Perhaps now the time is right to revive the proposal for a federal Center for Defense Services. At the same time, any such proposal should be carefully designed to avoid perverse consequences. For instance, states might view federal funding for indigent defense as a substitute rather than a supplement, and reduce their own appropriations accordingly—undermining the goal of expanding resources for indigent defense. But, as Fordham professor John Pfaff notes in The Nation piece mentioned above, a well-designed grants program could be structured with incentives to prevent states from simply moving funds around. Similarly, Senator Kennedy’s bill would have required states to provide a minimum percentage of matching funds for any federal grants received. I am personally not a huge fan of matching requirements because in my research, I have encountered numerous instances where matching requirements had the effect of directing resources to those places that already had the most resources and political will (both of which it takes to appropriate matching funds), not to places with the greatest need or political resistance. These are the sorts of questions about program design that would need to be hammered out, should the idea gain political traction.

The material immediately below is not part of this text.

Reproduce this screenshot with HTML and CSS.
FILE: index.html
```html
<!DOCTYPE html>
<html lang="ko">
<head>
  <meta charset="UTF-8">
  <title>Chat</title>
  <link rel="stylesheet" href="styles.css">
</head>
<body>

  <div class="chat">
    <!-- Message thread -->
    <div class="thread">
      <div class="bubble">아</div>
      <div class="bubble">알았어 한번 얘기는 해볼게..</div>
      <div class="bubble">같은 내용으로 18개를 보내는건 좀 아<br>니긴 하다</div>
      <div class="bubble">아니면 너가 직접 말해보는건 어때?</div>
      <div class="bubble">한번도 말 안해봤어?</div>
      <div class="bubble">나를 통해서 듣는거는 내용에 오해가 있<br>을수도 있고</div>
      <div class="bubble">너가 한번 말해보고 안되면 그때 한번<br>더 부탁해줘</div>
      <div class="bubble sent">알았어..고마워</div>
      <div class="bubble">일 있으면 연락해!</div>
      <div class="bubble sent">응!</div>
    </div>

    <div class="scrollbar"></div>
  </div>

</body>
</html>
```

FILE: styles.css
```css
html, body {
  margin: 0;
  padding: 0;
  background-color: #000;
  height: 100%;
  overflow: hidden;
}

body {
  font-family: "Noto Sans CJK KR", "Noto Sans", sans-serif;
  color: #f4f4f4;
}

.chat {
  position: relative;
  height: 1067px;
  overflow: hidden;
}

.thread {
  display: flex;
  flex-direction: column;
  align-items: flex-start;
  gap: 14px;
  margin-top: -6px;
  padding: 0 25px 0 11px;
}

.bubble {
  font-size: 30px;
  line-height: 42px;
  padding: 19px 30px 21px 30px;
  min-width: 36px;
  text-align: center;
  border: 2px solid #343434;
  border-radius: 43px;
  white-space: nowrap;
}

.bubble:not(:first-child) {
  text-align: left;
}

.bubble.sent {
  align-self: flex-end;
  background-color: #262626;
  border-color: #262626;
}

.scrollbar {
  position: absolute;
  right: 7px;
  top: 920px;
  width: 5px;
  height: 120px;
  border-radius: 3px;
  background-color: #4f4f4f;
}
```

[1] Advocates often assume that the responsibility rests with the states, but many states require counties to foot some of the bill. Pennsylvania, alone among the states, provides no state-level appropriations, leaving counties to foot the entire bill. See the ABA report “State, County and Local Expenditures for Indigent Defense Services Fiscal Year 2008,” available here.

[2] Indigent defense has, however, been the subject of structural reform litigation in state and lower federal courts. Helpful discussions include Eve Brensike Primus, “ACS Issue Brief: Litigation Strategies for Dealing with the Indigent Defense Crisis,” September 2010, available here, and Cara H. Drinan, “The Third Generation of Indigent Defense Litigation,” 33 NYU Rev. L. & Soc. Change 427 (2013), available here.